Dans tous les cas, Spider-Man revient dans le monde du jeu vidéo et ça, c’est bien une raison de se réjouir, car même s’il est loin d’être parfait, il n’en reste pas moins hyper fun !
C’est mon Fisk ma bataille
Marvel’s Spider-Man est un de ces cas où les scénaristes font confiance à leur public et se doutent que tout le monde connaît au moins la base de l’histoire de Peter Parker. Ainsi, pas d’origins story qui prendrait des plombes ou bien des tonnes de bases posées, même si elle sait aussi où poser des bases pour permettre à l’histoire de ne pas perdre le nouveau venu. Le jeu se situe au moins huit ans après que Peter est devenu Spider-Man, il a vécu avec et s’est séparé de Marie-Jane Watson depuis quelques temps, a déjà affronté bon nombre de super-méchants qu’il a envoyé en prison et là, il s’apprête enfin à mettre le grappin… Enfin, la toile sur Wilson Fisk, plus connu sous le nom du Caïd (ou Kingpin, parce que pour une raison qui m’échappe ils ont décidé dans la version française de garder les noms anglais, quitte à ce que ça fasse très bizarre dans certains cas). Et après une introduction épique, Wilson se fait coffrer, menaçant au passage que le chaos se répandra dans toute New York car c’était lui qui maintenait une sorte de paix dans le monde du crime organisé. Cette prophétie s’avère plus que vraie, car une nouvelle faction étrange émerge et sème vite le trouble…
Je ne vais pas aller plus loin pour éviter les spoils, mais l’histoire est vraiment très bonne et, même si plus ou moins 80% de l’intrigue a été spoilée par le service comm’ de Sony et que le reste est très facile à deviner si on connaît ne serait-ce qu’un minimum le lore de base de l’univers de Spider-Man, elle n’en reste pas moins ultra prenante et passionnante grâce à une mise en scène millimétrée et des moments de « réel » que l’on devine influencé par le travail de Naughty Dog.
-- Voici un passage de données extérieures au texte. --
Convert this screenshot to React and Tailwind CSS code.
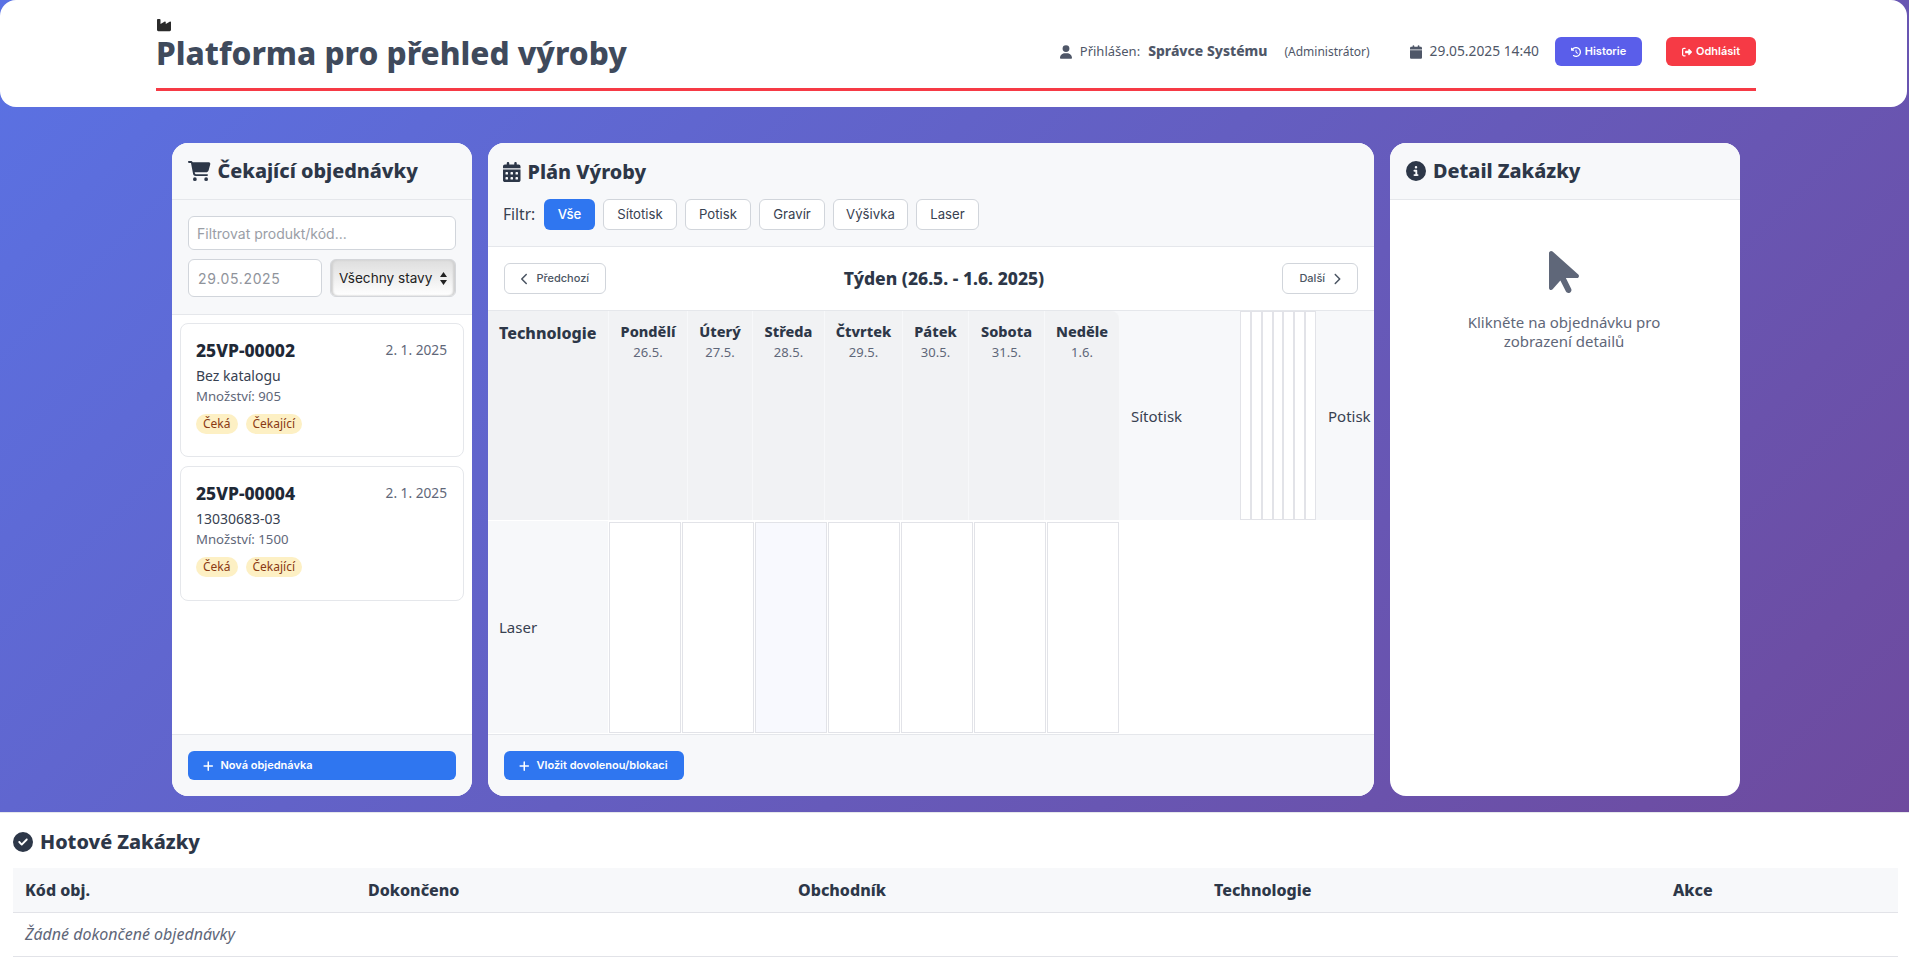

Les personnages principaux sont vraiment très bien écrits et même s’il y a quelques sous-intrigues, elles restent toutes liées à l’histoire principale, faisant que l’on a jamais l’impression que c’est superflu. Et j’imagine que c’est aussi très personnel, mais le fait que Peter et Marie-Jane soient dans la même tranche d’âge que moi et se posent des questions que l’on se pose tous à cet âge font que j’étais encore plus touché par certains développements.
Le seul micro-bémol, et encore, ça reste du chipotage, c’est que c’est trop court, l’ayant fini en littéralement deux jours sans forcer. On veut en voir plus et je ne peux désormais qu’attendre avec impatience l’inévitable suite. Après, même si c’est « court », le jeu n’en reste pas moins intense avec un rythme maîtrisé et une histoire qui ne se perd pas en superflu. Mais c’est aussi pour ça qu’il avait l’air court : j’étais totalement accroché grâce à sa mise en scène et sa façon de faire les choses… Bref, l’histoire est la raison principale pour laquelle j’ai adoré ce jeu… Même s’il y a aussi une autre raison qui m’a bien fait aimer le jeu pendant les premières heures.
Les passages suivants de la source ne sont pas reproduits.